## Objective:
Locate and copy all lines bearing the word "React".

## Dataset entries:
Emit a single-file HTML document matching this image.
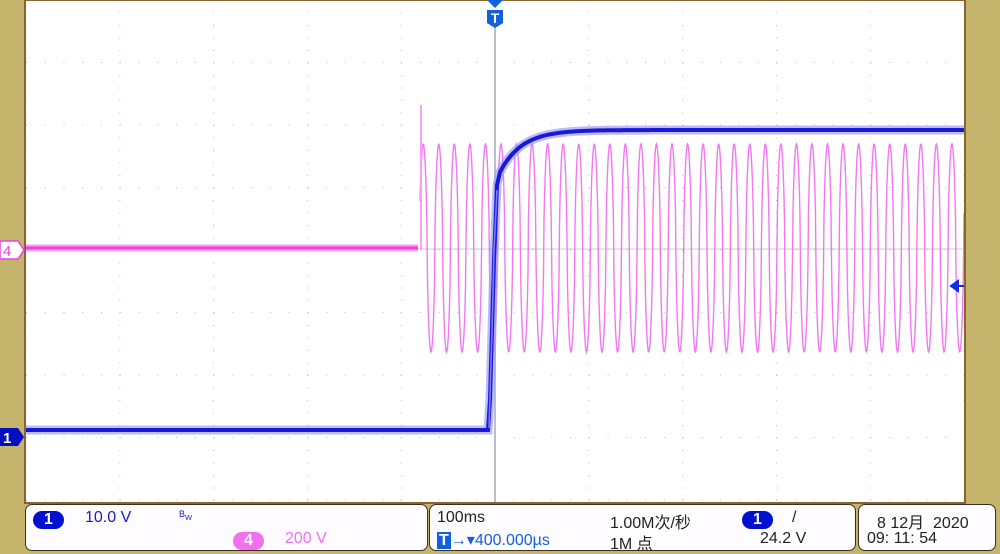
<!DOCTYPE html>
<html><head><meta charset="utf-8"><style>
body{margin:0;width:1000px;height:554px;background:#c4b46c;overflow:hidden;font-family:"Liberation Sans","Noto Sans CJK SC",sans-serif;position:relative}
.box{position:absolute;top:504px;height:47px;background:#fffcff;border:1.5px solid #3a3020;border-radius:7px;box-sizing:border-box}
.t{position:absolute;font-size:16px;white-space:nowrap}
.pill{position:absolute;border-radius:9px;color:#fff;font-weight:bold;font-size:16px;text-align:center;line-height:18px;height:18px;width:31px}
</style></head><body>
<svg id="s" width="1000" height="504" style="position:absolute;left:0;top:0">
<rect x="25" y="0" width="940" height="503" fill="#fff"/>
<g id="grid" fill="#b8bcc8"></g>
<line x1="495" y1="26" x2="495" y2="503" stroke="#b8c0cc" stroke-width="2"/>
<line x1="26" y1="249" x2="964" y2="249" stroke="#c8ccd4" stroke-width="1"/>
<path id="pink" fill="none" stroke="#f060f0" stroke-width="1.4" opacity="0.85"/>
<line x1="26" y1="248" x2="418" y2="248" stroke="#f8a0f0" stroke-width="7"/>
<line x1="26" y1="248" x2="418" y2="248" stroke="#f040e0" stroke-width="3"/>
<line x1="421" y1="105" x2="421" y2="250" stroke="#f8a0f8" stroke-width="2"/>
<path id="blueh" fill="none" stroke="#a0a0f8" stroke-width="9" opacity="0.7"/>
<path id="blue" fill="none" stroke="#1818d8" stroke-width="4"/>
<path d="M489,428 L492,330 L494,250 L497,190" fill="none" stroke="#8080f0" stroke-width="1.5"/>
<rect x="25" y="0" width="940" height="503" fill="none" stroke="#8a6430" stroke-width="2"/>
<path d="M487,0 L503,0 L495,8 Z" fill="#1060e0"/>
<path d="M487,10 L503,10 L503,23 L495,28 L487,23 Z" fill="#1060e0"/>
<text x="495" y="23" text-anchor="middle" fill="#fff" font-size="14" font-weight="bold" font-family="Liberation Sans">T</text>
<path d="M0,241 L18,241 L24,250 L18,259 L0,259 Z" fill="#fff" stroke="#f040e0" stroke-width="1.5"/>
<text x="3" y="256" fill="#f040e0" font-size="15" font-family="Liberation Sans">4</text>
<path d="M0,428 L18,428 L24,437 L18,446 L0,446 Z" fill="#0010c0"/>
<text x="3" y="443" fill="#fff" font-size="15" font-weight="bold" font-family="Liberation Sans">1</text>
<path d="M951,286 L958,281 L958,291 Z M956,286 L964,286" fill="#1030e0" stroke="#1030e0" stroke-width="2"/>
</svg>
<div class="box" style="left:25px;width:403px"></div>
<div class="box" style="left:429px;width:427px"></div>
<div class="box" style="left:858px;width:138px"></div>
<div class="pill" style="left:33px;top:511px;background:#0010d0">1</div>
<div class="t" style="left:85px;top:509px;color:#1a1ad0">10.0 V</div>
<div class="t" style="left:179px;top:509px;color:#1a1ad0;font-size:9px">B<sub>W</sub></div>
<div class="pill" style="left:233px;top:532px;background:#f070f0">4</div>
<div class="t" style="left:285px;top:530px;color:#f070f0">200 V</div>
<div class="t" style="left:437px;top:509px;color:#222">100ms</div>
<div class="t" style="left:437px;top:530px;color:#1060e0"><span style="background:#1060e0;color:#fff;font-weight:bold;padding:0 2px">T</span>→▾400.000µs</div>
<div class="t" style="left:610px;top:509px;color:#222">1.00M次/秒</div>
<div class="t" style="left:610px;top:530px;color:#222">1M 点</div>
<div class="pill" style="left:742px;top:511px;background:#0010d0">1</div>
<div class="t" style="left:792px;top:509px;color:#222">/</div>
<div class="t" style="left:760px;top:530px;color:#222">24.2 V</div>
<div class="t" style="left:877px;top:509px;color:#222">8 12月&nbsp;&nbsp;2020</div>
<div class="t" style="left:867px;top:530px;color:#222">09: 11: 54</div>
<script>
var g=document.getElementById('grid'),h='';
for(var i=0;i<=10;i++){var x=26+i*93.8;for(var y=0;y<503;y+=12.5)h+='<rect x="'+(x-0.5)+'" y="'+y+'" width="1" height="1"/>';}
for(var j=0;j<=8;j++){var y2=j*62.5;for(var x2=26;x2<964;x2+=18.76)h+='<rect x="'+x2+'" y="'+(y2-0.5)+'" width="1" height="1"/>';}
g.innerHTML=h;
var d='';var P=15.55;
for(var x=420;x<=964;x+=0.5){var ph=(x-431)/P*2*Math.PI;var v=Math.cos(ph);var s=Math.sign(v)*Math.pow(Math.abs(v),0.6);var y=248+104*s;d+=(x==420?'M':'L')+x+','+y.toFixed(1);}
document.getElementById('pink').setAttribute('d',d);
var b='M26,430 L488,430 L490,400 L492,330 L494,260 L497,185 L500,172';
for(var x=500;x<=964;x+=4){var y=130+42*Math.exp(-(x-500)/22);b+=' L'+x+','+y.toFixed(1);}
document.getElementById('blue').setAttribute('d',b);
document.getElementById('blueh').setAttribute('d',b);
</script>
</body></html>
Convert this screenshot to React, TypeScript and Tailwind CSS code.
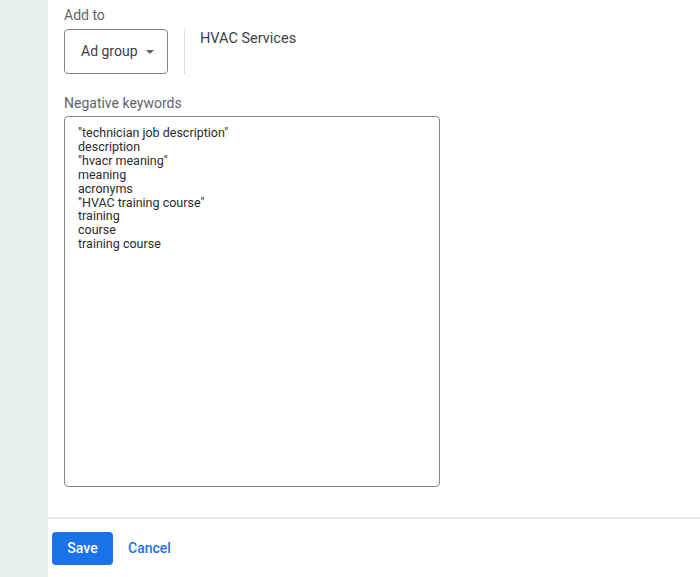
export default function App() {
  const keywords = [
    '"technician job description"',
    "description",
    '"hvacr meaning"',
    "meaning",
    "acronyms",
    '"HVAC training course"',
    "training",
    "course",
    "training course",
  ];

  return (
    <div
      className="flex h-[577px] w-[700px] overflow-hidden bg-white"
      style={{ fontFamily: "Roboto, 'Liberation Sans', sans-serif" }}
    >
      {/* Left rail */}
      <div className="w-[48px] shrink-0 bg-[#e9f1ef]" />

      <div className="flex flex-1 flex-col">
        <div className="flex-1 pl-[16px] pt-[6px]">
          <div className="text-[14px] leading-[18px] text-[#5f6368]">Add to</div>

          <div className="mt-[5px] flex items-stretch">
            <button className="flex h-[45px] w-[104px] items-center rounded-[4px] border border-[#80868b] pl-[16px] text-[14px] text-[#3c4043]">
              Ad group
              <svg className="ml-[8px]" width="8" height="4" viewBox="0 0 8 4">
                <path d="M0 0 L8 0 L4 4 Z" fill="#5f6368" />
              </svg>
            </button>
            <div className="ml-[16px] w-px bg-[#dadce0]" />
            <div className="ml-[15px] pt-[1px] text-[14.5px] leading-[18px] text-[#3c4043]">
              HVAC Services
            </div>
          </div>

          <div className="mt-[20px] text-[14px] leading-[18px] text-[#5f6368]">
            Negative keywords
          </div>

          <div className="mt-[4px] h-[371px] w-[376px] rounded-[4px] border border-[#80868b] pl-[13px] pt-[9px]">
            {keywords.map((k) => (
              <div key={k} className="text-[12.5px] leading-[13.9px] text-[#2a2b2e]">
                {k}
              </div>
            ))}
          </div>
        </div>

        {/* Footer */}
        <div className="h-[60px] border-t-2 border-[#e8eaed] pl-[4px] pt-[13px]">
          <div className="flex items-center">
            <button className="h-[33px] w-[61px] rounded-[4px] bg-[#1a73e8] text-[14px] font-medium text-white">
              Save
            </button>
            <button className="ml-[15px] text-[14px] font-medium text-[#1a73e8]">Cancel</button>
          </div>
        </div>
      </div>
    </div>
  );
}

---

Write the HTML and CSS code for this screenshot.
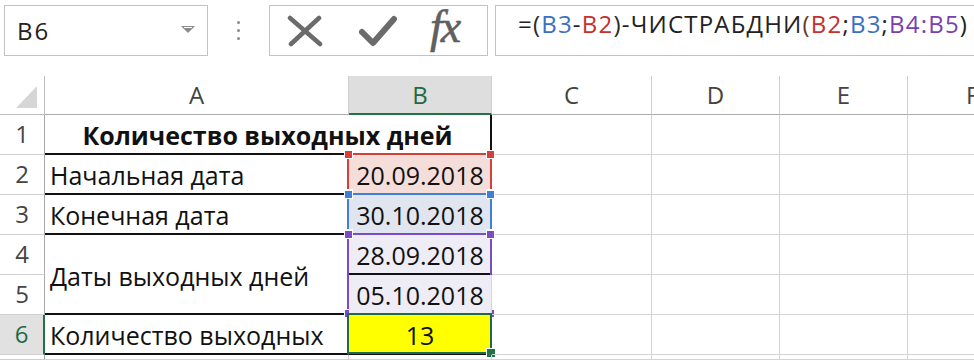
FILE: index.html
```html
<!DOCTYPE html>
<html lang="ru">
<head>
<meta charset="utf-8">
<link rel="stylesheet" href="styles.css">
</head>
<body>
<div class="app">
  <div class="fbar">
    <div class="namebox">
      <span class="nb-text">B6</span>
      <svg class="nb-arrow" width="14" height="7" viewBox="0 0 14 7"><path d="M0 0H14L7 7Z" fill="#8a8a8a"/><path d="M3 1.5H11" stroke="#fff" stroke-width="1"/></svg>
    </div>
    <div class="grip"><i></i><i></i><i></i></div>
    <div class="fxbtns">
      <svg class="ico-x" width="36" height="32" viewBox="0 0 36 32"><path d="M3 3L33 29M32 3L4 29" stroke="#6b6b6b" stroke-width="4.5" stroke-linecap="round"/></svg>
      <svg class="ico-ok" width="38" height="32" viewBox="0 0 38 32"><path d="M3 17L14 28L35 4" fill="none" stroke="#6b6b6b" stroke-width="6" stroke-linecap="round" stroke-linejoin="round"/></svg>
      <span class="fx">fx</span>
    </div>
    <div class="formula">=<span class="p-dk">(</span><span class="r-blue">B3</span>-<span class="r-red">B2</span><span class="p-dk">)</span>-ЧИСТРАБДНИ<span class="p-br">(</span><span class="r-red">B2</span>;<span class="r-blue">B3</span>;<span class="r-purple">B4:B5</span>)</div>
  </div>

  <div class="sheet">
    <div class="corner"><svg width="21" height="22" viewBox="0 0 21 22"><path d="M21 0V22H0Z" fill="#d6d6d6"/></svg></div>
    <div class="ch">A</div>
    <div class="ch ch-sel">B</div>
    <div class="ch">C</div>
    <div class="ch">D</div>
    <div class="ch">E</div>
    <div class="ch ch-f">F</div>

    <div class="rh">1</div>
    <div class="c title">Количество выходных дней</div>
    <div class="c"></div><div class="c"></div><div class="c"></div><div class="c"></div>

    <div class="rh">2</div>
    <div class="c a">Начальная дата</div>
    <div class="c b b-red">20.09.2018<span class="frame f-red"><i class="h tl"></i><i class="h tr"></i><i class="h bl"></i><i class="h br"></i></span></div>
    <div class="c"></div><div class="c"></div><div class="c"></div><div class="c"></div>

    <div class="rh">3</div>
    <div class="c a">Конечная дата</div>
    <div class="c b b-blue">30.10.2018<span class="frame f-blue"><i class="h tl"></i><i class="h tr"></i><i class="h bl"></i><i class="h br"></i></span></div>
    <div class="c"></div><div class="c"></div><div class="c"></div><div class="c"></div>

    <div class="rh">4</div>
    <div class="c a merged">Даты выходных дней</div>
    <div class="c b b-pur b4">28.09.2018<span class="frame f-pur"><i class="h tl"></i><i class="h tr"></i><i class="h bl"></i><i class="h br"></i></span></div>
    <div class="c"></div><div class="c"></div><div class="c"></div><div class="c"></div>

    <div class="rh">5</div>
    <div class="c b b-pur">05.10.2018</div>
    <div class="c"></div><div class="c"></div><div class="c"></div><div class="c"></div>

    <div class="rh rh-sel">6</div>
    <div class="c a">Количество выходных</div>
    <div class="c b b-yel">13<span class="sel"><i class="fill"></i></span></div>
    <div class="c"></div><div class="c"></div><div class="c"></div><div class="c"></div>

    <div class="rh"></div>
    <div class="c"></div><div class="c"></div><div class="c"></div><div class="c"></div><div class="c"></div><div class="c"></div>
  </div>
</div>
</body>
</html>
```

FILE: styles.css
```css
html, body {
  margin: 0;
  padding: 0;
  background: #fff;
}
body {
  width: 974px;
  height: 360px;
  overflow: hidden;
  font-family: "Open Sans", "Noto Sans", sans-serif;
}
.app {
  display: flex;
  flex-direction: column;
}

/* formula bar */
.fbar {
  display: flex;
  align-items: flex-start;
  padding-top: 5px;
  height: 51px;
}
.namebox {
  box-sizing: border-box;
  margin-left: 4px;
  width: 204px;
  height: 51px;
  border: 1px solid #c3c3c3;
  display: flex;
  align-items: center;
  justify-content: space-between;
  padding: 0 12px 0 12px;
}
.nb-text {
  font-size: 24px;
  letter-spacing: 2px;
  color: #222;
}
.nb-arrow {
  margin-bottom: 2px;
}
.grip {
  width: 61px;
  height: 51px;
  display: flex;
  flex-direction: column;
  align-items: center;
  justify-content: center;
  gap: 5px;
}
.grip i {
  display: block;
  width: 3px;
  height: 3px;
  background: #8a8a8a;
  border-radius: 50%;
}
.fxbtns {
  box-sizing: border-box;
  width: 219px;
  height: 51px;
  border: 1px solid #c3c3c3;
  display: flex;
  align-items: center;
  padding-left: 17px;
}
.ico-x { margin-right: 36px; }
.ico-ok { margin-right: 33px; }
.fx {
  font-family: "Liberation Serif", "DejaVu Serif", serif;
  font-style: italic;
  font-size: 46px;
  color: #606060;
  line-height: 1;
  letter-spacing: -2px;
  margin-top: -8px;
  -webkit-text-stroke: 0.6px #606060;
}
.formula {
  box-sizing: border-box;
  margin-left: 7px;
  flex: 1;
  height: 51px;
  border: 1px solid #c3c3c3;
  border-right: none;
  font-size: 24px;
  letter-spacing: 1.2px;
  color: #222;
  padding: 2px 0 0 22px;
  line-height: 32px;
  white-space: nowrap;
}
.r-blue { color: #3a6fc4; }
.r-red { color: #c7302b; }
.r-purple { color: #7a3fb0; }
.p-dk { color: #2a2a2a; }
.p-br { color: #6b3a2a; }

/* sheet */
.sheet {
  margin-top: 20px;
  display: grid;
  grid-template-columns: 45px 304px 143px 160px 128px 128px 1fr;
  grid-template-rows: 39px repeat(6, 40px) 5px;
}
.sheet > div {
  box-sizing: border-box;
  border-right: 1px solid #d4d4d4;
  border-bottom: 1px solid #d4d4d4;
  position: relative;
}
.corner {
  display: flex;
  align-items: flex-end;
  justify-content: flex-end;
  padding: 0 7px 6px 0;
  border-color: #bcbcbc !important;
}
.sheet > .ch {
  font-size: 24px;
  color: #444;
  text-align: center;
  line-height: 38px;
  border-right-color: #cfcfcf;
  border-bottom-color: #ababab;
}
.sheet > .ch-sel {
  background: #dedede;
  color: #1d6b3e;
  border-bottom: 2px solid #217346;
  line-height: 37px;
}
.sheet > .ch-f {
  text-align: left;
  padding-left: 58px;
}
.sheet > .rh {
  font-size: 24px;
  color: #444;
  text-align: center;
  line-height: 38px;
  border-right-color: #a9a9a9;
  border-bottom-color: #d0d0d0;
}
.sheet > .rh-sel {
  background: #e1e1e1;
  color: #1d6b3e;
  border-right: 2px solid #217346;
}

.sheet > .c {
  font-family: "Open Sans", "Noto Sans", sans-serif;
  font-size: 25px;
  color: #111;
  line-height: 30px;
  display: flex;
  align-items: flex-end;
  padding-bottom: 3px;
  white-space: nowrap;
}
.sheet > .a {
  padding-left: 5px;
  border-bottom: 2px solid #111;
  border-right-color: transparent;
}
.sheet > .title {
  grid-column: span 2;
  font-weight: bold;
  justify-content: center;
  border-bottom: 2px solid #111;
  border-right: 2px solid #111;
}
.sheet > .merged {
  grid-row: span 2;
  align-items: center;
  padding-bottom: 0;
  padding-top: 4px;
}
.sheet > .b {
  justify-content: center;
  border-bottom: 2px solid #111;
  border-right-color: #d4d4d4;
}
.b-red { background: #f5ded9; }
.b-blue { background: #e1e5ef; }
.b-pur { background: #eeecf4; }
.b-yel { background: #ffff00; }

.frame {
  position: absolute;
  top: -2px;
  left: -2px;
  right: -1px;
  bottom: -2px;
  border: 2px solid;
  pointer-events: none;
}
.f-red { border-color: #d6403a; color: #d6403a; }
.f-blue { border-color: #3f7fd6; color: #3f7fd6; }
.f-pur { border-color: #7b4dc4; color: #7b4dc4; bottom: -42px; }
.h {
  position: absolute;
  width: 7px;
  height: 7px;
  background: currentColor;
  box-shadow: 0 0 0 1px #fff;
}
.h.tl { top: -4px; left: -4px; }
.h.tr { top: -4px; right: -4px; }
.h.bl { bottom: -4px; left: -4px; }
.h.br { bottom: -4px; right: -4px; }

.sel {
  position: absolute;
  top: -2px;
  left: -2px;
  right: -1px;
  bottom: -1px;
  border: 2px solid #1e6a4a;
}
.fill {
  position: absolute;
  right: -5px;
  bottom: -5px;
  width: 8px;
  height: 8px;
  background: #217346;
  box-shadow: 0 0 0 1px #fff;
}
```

--

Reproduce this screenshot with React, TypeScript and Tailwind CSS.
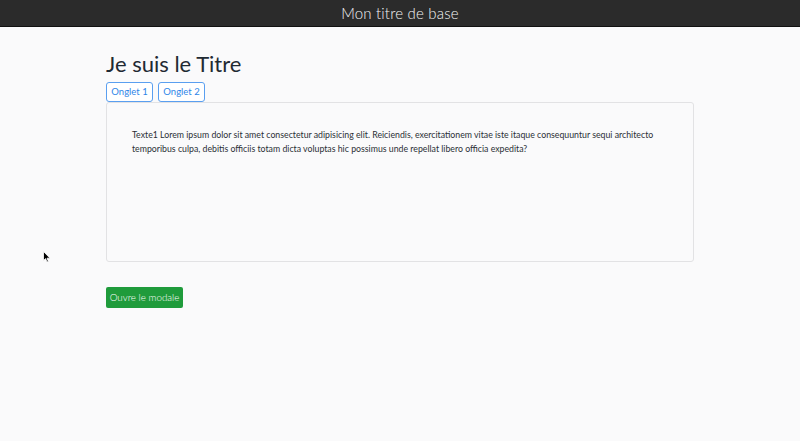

## Task output:
Convert this screenshot to React, TypeScript and Tailwind CSS code.
Reproduce this screenshot with React, TypeScript and Tailwind CSS.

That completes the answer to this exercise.